The monk Zuigan used to start every day by saying out loud to himself, “Master, are you there?” And he would answer, “Yes sir, I am.”
Then he would say, “Better sober up.”
And he would reply, “Yes sir, I’ll do that.”
Then he would say, “Look out now, don’t let them fool you.”
And he would answer, “Oh no sir, I won’t, I won’t.”
Meditation cannot be a fragmented thing, it should be a continuous effort. Every moment one has to be alert, aware and meditative. But the mind has played a trick: you meditate in the morning and then you put it aside, or you pray in the temple and then forget it. Then you come back to this world completely unmeditative, unconscious, as if walking in a hypnotic sleep. This fragmentary effort won’t do much. How can you be meditative for one hour when you have been nonmeditative for twenty-three hours of the day? It is impossible. Suddenly to become meditative for one hour is not possible. You can simply deceive yourself.

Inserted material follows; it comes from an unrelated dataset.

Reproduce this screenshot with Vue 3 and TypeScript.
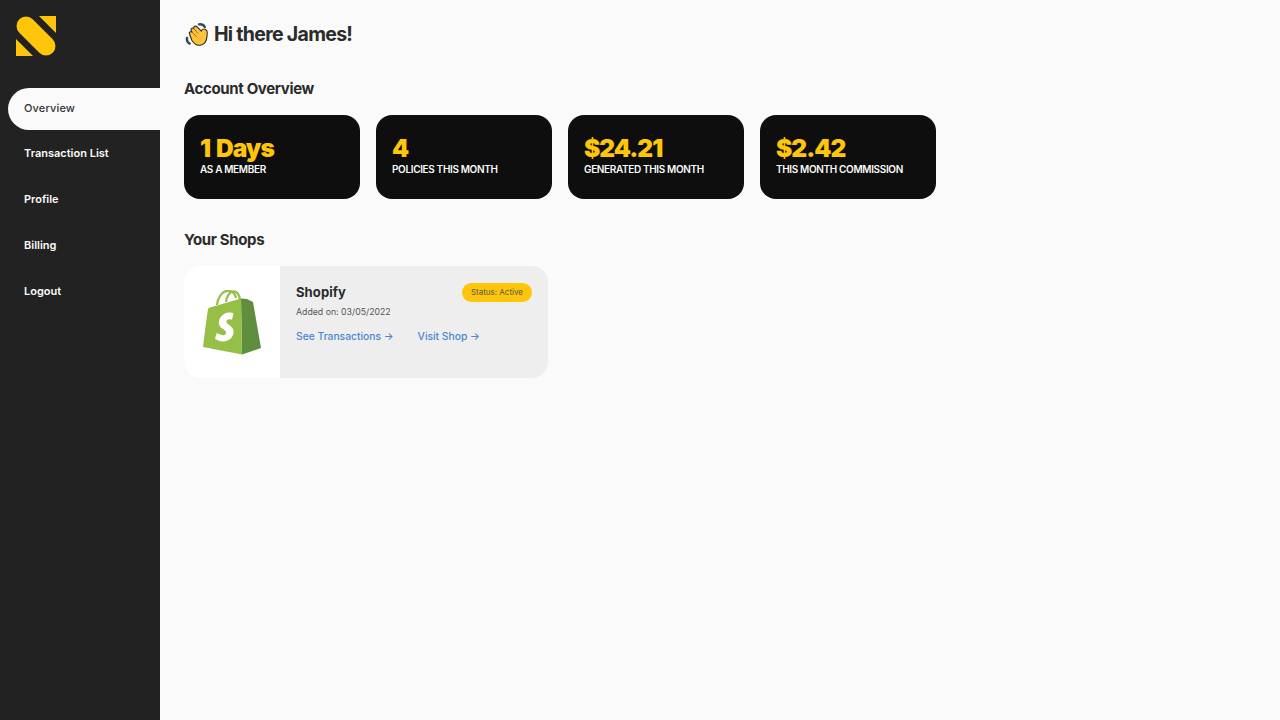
<script setup lang="ts">
const nav: string[] = ['Overview', 'Transaction List', 'Profile', 'Billing', 'Logout']
const stats: { value: string; label: string }[] = [
  { value: '1 Days', label: 'AS A MEMBER' },
  { value: '4', label: 'POLICIES THIS MONTH' },
  { value: '$24.21', label: 'GENERATED THIS MONTH' },
  { value: '$2.42', label: 'THIS MONTH COMMISSION' },
]
</script>

<template>
  <div class="layout">
    <aside class="sidebar">
      <svg class="logo" width="40" height="40" viewBox="0 0 40 40">
        <path d="M23 0H40V17Z" fill="#fdc60a" />
        <path d="M0 23L17 40H0Z" fill="#fdc60a" />
        <path d="M10 10L30 30" fill="none" stroke="#fdc60a" stroke-width="19" stroke-linecap="round" />
      </svg>
      <nav class="nav">
        <a v-for="(item, i) in nav" :key="item" class="nav-item" :class="{ active: i === 0 }">{{ item }}</a>
      </nav>
    </aside>
    <main class="main">
      <h1 class="greeting">
        <svg class="wave" width="24" height="24" viewBox="0 0 24 24">
          <path d="M2 15C1.6 17.2 2.6 19.4 4.6 20.6M14 1.4C16.4 1 18.6 2 19.8 4" fill="none" stroke="#33495a" stroke-width="2.4" stroke-linecap="round" />
          <path d="M4.6 11.2C3.4 9.6 5.4 7.8 7 9L6.2 7.6C5.2 5.8 7.4 4.2 8.8 5.6L8.8 5.2C8.4 3.4 10.6 2.4 12 3.8L16.4 8.2C16.8 6.6 18.2 5.6 20 6.2C22 6.8 22.4 8.6 22.2 10.6C21.8 13.6 22.2 16 20.4 19C18.4 22.2 14.4 23.2 11 21.4C9 20.4 7.8 18.6 6.8 17.2Z" fill="#fdc33a" stroke="#2e2a1e" stroke-width="1.1" stroke-linejoin="round" />
          <path d="M7 9L11.2 13.4M8.8 5.6L13 10.4" fill="none" stroke="#8a6a14" stroke-width="0.9" stroke-linecap="round" />
        </svg>
        <span>Hi there James!</span>
      </h1>
      <h2 class="section-title overview-title">Account Overview</h2>
      <section class="stats">
        <div v-for="stat in stats" :key="stat.label" class="stat">
          <div class="stat-value">{{ stat.value }}</div>
          <div class="stat-label">{{ stat.label }}</div>
        </div>
      </section>
      <h2 class="section-title shops-title">Your Shops</h2>
      <section class="shop">
        <div class="shop-logo">
          <svg width="58" height="65" viewBox="0 0 58 65">
            <path d="M14 15C14.5 8 19 0.8 25 0.8C29 0.8 32 3.5 33 8" fill="none" stroke="#95bf47" stroke-width="2.2" />
            <path d="M23 12C23.5 7 26.5 1.6 30 1.4C34 1.2 36.4 5 37 10" fill="none" stroke="#95bf47" stroke-width="2.2" />
            <path d="M38 8.5L44 9L50 12L58 58L39 64.5Z" fill="#5e8e3e" />
            <path d="M39 64.5L0 57C1.4 46 3.8 26 5 19.5C5.2 18.4 5.6 18 7 17.6L38 8.5Z" fill="#95bf47" />
            <path d="M30.5 23.5C30 23.2 28 22.4 26 22.6C20 23 15.8 28 15.8 32.8C15.8 38.5 22.6 39 23 42.2C23.2 44 22 45.2 20.4 45.2C18 45.2 13.8 43 13.8 43L12 48.5C12 48.5 15.2 51.5 20 51.5C26 51.5 30.6 47 30.6 42C30.6 35.6 23.4 34.6 23.4 31.8C23.4 30.6 24.4 29.2 26.4 29.2C28 29.2 29 29.8 29 29.8Z" fill="#fff" />
          </svg>
        </div>
        <div class="shop-body">
          <div class="shop-head">
            <span class="shop-name">Shopify</span>
            <span class="badge">Status: Active</span>
          </div>
          <div class="shop-date">Added on: 03/05/2022</div>
          <div class="shop-links">
            <a class="link">See Transactions →</a>
            <a class="link">Visit Shop →</a>
          </div>
        </div>
      </section>
    </main>
  </div>
</template>

<style>
html, body { margin: 0; background: #fafafa; }
</style>

<style scoped>
.layout {
  display: flex;
  height: 720px;
  font-family: Inter, "Liberation Sans", sans-serif;
  background: #fafafa;
  color: #2b2b2b;
}
.sidebar {
  width: 160px;
  flex-shrink: 0;
  background: #222222;
  padding: 16px 0 0 8px;
  box-sizing: border-box;
}
.logo { display: block; margin-left: 8px; }
.nav { display: flex; flex-direction: column; margin-top: 32px; gap: 4px; }
.nav-item {
  height: 42px;
  display: flex;
  align-items: center;
  padding-left: 16px;
  font-size: 11px;
  font-weight: 600;
  color: #fafafa;
  border-radius: 21px 0 0 21px;
}
.nav-item.active {
  box-sizing: border-box;
  padding-bottom: 2px;
  margin-bottom: -2px;
  background: #fafafa;
  color: #333;
  font-weight: 500;
  letter-spacing: 0.15px;
}
.main { flex: 1; padding: 0 0 0 24px; }
.greeting {
  display: flex;
  align-items: center;
  gap: 5px;
  margin: 22px 0 0;
  height: 24px;
  font-size: 19.5px;
  font-weight: 700;
  letter-spacing: -0.7px;
  line-height: 24px;
}
.wave { margin-left: 1px; margin-top: 1px; }
.section-title { margin: 0; font-size: 15px; font-weight: 700; letter-spacing: -0.35px; line-height: 20px; }
.overview-title { margin-top: 33px; }
.stats { display: flex; gap: 16px; margin-top: 16px; }
.stat {
  width: 176px;
  height: 84px;
  box-sizing: border-box;
  padding: 19px 16px 0;
  border-radius: 16px;
  background: #0e0e0e;
}
.stat-value { font-size: 24.5px; font-weight: 900; line-height: 28px; letter-spacing: -1px; word-spacing: 2px; color: #fdc60a; }
.stat-label { font-size: 10px; font-weight: 600; line-height: 14px; color: #fafafa; letter-spacing: -0.35px; }
.shops-title { margin-top: 31px; }
.shop {
  display: flex;
  width: 364px;
  height: 112px;
  margin-top: 16px;
  border-radius: 16px;
  overflow: hidden;
  background: #eeeeee;
}
.shop-logo { width: 96px; background: #fff; display: flex; align-items: center; justify-content: center; }
.shop-body { flex: 1; padding: 16px; }
.shop-head { display: flex; justify-content: space-between; align-items: center; height: 20px; }
.shop-name { font-size: 13px; font-weight: 700; letter-spacing: 0.1px; }
.badge {
  background: #fdc60a;
  border-radius: 10px;
  height: 19px;
  line-height: 19px;
  padding: 0 9px;
  font-size: 8px;
  color: #555;
}
.shop-date { margin-top: 3px; font-size: 8.75px; line-height: 14px; color: #555; }
.shop-links { display: flex; gap: 24px; margin-top: 10px; }
.link { font-size: 10.3px; font-weight: 500; line-height: 14px; color: #4a86d0; }
</style>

Consciousness is a continuum; it is like a river, flowing constantly. If you are meditative you have to be meditative the whole day, every moment of it…and only when you are meditative the whole day, the flowering will come to you. Nothing will come before.
This Zen anecdote looks absurd but it is very meaningful. The master, the monk, used to call himself – this is what meditation means, calling yourself – he used to call his own name. He would say, “Are you there?” And he himself would reply, “Yes sir, I am here.” This is an effort, a peak effort, to be alert. You can use this, it will be very helpful. Suddenly, walking on the street, you call yourself, “Are you there?” Suddenly thinking stops, and you have to answer, “Yes sir, I am here.” It brings you to a focus when thinking stops and you are meditative, alert.
This calling to oneself is a technique. Going to sleep, putting off the light in the night, suddenly you call, “Are you there?” And in that dark-ness alertness comes. You become a flame and inside you answer, “Yes, I am here.”
And then the monk used to say, “Sober up!” Be sincere, be authentic; don’t play the game. He used to call to himself, “Sober up!” And he would reply, “Yes, I will make every effort that I can.”
Our whole life is a fooling around. You can do it because you are not aware of how you waste time, how you waste energy – how finally life is wasted you are not aware. It is going down the drain. Everything is going down the drain. Only when death comes to you, you may become aware, alert: What have I been doing? What have I done with life? A great opportunity has been lost. What was I doing fooling around? You were not sober. You never reflected upon what you were doing.